Я встала с травы и осторожно подошла к краю пристани. Здесь я пригнулась так, чтобы хоть что-то видеть, но не выходить из темноты.

Девушка какое-то время сидела молча, повернувшись ко мне спиной. Смотрела на воду, думала о чем-то. Плечи тихонько сотрясались. Неужто плачет? Да что с ней такое?

Шуршание пакета, звяканье железа – девушка что-то вытащила. Взмах руки, плеск – и это что-то теперь под водой. Девушка вытаскивала одну вещь за другой, каждую ждала участь первой. Девушка не успокоилась, пока пакет не опустел. Побросав все вещи в воду, она решительно встала – я еле успела пригнуться – и ушла по пустырю к домам.

Подождав немного, я ступила на пристань, потрогала пустой пакет, посмотрела в воду. Ни минуты не раздумывая, быстро сбросила одежду и вошла в реку.

У пристани вода едва доходила мне до пояса. Я пошевелила ступней, нащупала твердый предмет, ловко, как обезьяна, достала его ногой и пригляделась. Похоже на кубок. Я решила, что рассмотрю его позже, нащупала другой предмет и достала – на этот раз что-то вроде монеты на ленточке.

Мне удалось выловить около двадцати предметов. Сидя на пристани и дрожа от холода, я оглядела свои находки.
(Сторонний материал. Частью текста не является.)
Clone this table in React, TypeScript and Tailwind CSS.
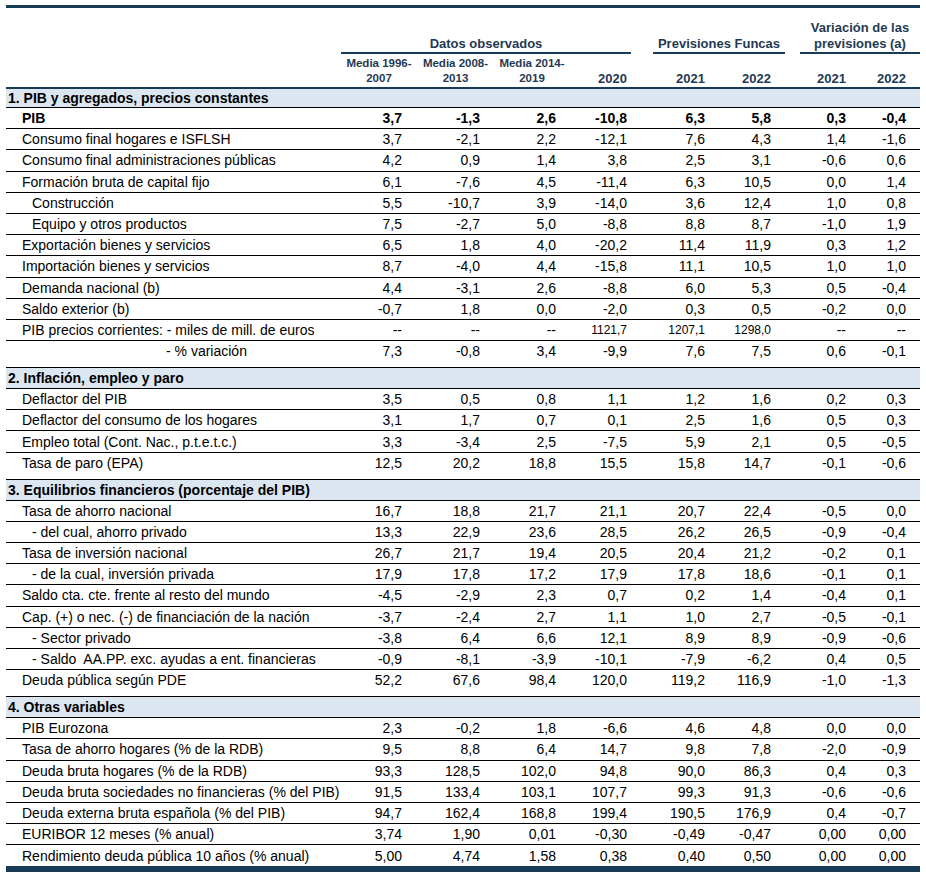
import React from 'react';

type Row = {
  label: string;
  vals: string[];
  indent?: 'sub' | 'far';
  bold?: boolean;
  tall?: boolean;
  small?: boolean;
};

type Section = { title: string; rows: Row[] };

const GRID = 'grid grid-cols-[335px_76px_77px_76px_71px_78px_66px_75px_60px]';

const sections: Section[] = [
  {
    title: '1. PIB y agregados, precios constantes',
    rows: [
      { label: 'PIB', vals: ['3,7', '-1,3', '2,6', '-10,8', '6,3', '5,8', '0,3', '-0,4'], bold: true },
      { label: 'Consumo final hogares e ISFLSH', vals: ['3,7', '-2,1', '2,2', '-12,1', '7,6', '4,3', '1,4', '-1,6'] },
      { label: 'Consumo final administraciones públicas', vals: ['4,2', '0,9', '1,4', '3,8', '2,5', '3,1', '-0,6', '0,6'] },
      { label: 'Formación bruta de capital fijo', vals: ['6,1', '-7,6', '4,5', '-11,4', '6,3', '10,5', '0,0', '1,4'] },
      { label: 'Construcción', vals: ['5,5', '-10,7', '3,9', '-14,0', '3,6', '12,4', '1,0', '0,8'], indent: 'sub' },
      { label: 'Equipo y otros productos', vals: ['7,5', '-2,7', '5,0', '-8,8', '8,8', '8,7', '-1,0', '1,9'], indent: 'sub' },
      { label: 'Exportación bienes y servicios', vals: ['6,5', '1,8', '4,0', '-20,2', '11,4', '11,9', '0,3', '1,2'] },
      { label: 'Importación bienes y servicios', vals: ['8,7', '-4,0', '4,4', '-15,8', '11,1', '10,5', '1,0', '1,0'] },
      { label: 'Demanda nacional (b)', vals: ['4,4', '-3,1', '2,6', '-8,8', '6,0', '5,3', '0,5', '-0,4'] },
      { label: 'Saldo exterior (b)', vals: ['-0,7', '1,8', '0,0', '-2,0', '0,3', '0,5', '-0,2', '0,0'] },
      { label: 'PIB precios corrientes: - miles de mill. de euros', vals: ['--', '--', '--', '1121,7', '1207,1', '1298,0', '--', '--'], small: true },
      { label: '- % variación', vals: ['7,3', '-0,8', '3,4', '-9,9', '7,6', '7,5', '0,6', '-0,1'], indent: 'far', tall: true },
    ],
  },
  {
    title: '2. Inflación, empleo y paro',
    rows: [
      { label: 'Deflactor del PIB', vals: ['3,5', '0,5', '0,8', '1,1', '1,2', '1,6', '0,2', '0,3'] },
      { label: 'Deflactor del consumo de los hogares', vals: ['3,1', '1,7', '0,7', '0,1', '2,5', '1,6', '0,5', '0,3'] },
      { label: 'Empleo total (Cont. Nac., p.t.e.t.c.)', vals: ['3,3', '-3,4', '2,5', '-7,5', '5,9', '2,1', '0,5', '-0,5'] },
      { label: 'Tasa de paro (EPA)', vals: ['12,5', '20,2', '18,8', '15,5', '15,8', '14,7', '-0,1', '-0,6'], tall: true },
    ],
  },
  {
    title: '3. Equilibrios financieros (porcentaje del PIB)',
    rows: [
      { label: 'Tasa de ahorro nacional', vals: ['16,7', '18,8', '21,7', '21,1', '20,7', '22,4', '-0,5', '0,0'] },
      { label: '- del cual, ahorro privado', vals: ['13,3', '22,9', '23,6', '28,5', '26,2', '26,5', '-0,9', '-0,4'], indent: 'sub' },
      { label: 'Tasa de inversión nacional', vals: ['26,7', '21,7', '19,4', '20,5', '20,4', '21,2', '-0,2', '0,1'] },
      { label: '- de la cual, inversión privada', vals: ['17,9', '17,8', '17,2', '17,9', '17,8', '18,6', '-0,1', '0,1'], indent: 'sub' },
      { label: 'Saldo cta. cte. frente al resto del mundo', vals: ['-4,5', '-2,9', '2,3', '0,7', '0,2', '1,4', '-0,4', '0,1'] },
      { label: 'Cap. (+) o nec. (-) de financiación de la nación', vals: ['-3,7', '-2,4', '2,7', '1,1', '1,0', '2,7', '-0,5', '-0,1'] },
      { label: '- Sector privado', vals: ['-3,8', '6,4', '6,6', '12,1', '8,9', '8,9', '-0,9', '-0,6'], indent: 'sub' },
      { label: '- Saldo  AA.PP. exc. ayudas a ent. financieras', vals: ['-0,9', '-8,1', '-3,9', '-10,1', '-7,9', '-6,2', '0,4', '0,5'], indent: 'sub' },
      { label: 'Deuda pública según PDE', vals: ['52,2', '67,6', '98,4', '120,0', '119,2', '116,9', '-1,0', '-1,3'], tall: true },
    ],
  },
  {
    title: '4. Otras variables',
    rows: [
      { label: 'PIB Eurozona', vals: ['2,3', '-0,2', '1,8', '-6,6', '4,6', '4,8', '0,0', '0,0'] },
      { label: 'Tasa de ahorro hogares (% de la RDB)', vals: ['9,5', '8,8', '6,4', '14,7', '9,8', '7,8', '-2,0', '-0,9'] },
      { label: 'Deuda bruta hogares (% de la RDB)', vals: ['93,3', '128,5', '102,0', '94,8', '90,0', '86,3', '0,4', '0,3'] },
      { label: 'Deuda bruta sociedades no financieras (% del PIB)', vals: ['91,5', '133,4', '103,1', '107,7', '99,3', '91,3', '-0,6', '-0,6'] },
      { label: 'Deuda externa bruta española (% del PIB)', vals: ['94,7', '162,4', '168,8', '199,4', '190,5', '176,9', '0,4', '-0,7'] },
      { label: 'EURIBOR 12 meses (% anual)', vals: ['3,74', '1,90', '0,01', '-0,30', '-0,49', '-0,47', '0,00', '0,00'] },
      { label: 'Rendimiento deuda pública 10 años (% anual)', vals: ['5,00', '4,74', '1,58', '0,38', '0,40', '0,50', '0,00', '0,00'] },
    ],
  },
];

function DataRow({ row, last }: { row: Row; last: boolean }) {
  const pad = row.indent === 'far' ? 'pl-[160px]' : row.indent === 'sub' ? 'pl-[26px]' : 'pl-[16px]';
  return (
    <div
      className={`${GRID} items-center ${row.tall ? 'h-[27px] pb-[6px]' : 'h-[21.2px]'} ${last ? '' : 'border-b border-black'} ${row.bold ? 'font-bold' : ''}`}
    >
      <div className={`${pad} whitespace-pre text-[14px]`}>{row.label}</div>
      {row.vals.map((v, i) => (
        <div
          key={i}
          className={`text-right ${i === 0 ? 'pr-[15px]' : 'pr-[14px]'} ${row.small && v !== '--' ? 'text-[12px]' : 'text-[14px]'}`}
        >
          {v}
        </div>
      ))}
    </div>
  );
}

export default function App() {
  return (
    <div className="bg-white min-h-[873px] pt-[5px] font-['Liberation_Sans',Arial,sans-serif] text-black leading-none">
      <div className="ml-[6px] w-[914px]">
        <div className="h-[3px] bg-[#173a55]" />

        {/* column headers */}
        <div className="text-[#1f3a52] font-bold">
          <div className={`${GRID} h-[46px] items-end`}>
            <div />
            <div className="col-span-4 mr-[10px] border-b-2 border-[#173a55] text-center text-[13px] leading-[16px]">
              Datos observados
            </div>
            <div className="col-span-2 ml-[12px] border-b-2 border-[#173a55] text-center text-[13px] leading-[16px]">
              Previsiones Funcas
            </div>
            <div className="col-span-2 ml-[15px] border-b-2 border-[#173a55] text-center text-[13px] leading-[16px]">
              Variación de las
              <br />
              previsiones (a)
            </div>
          </div>
          <div className={`${GRID} h-[33px] items-end pb-[1px]`}>
            <div />
            <div className="text-center text-[11.5px] leading-[15px]">Media 1996-<br />2007</div>
            <div className="text-center text-[11.5px] leading-[15px]">Media 2008-<br />2013</div>
            <div className="text-center text-[11.5px] leading-[15px]">Media 2014-<br />2019</div>
            <div className="text-right pr-[14px] text-[13px] leading-[15px]">2020</div>
            <div className="text-right pr-[14px] text-[13px] leading-[15px]">2021</div>
            <div className="text-right pr-[14px] text-[13px] leading-[15px]">2022</div>
            <div className="text-right pr-[14px] text-[13px] leading-[15px]">2021</div>
            <div className="text-right pr-[14px] text-[13px] leading-[15px]">2022</div>
          </div>
        </div>
        <div className="h-[2px] bg-[#173a55]" />

        {sections.map((s, si) => (
          <div key={s.title}>
            <div
              className={`flex items-center ${si === 0 ? 'h-[19px]' : 'h-[21px]'} border-b border-black bg-[#dce6f0] pl-[2px] text-[14px] font-bold`}
            >
              {s.title}
            </div>
            {s.rows.map((r, ri) => (
              <DataRow
                key={r.label}
                row={r}
                last={si === sections.length - 1 && ri === s.rows.length - 1}
              />
            ))}
          </div>
        ))}

        <div className="h-[6px] bg-[#173a55]" />
      </div>
    </div>
  );
}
В тусклом свете фонаря блестели медали, статуэтки, значки, кубки, броши – да это же награды за соревнования! Также я выловила с поверхности реки бумажные грамоты. Они не успели размокнуть, но пока я не смогла прочитать, что на них написано. Еще среди находок были спортивные чешки, напульсники и гимнастическое трико. Думаю, я выловила не все, на дне осталось еще много предметов. Но от холода у меня уже стучали зубы, и я прекратила поиски.

Я собрала улов в оставленный пакет и вскоре двинулась обратно к дому.

В своей комнате я как следует рассмотрела сокровища и изучила надписи.

Это оказались награды за достижения в спортивной гимнастике, присужденные какой-то Авдеевой Елизавете. Медали за областные, региональные, всероссийские и международные детские и юношеские соревнования, кубки всемирных игр, награды за детские турниры, грамоты за открытые первенства, кубки губернатора…

Я присвистнула – спортсменка оказалась не простой, а с богатым прошлым. Я вертела в руках мокрое гимнастическое трико с блестками. Интересно, сколько пьедесталов оно видело? Почему девушка выбросила эти вещи? Что с ней произошло?

Полночи я не могла заснуть, думая о таинственной незнакомке.

Кто ты такая, Лиза Авдеева?

3

Ки́вер – военный головной убор-цилиндр с плоским верхом, с козырьком и часто с украшением в виде султана.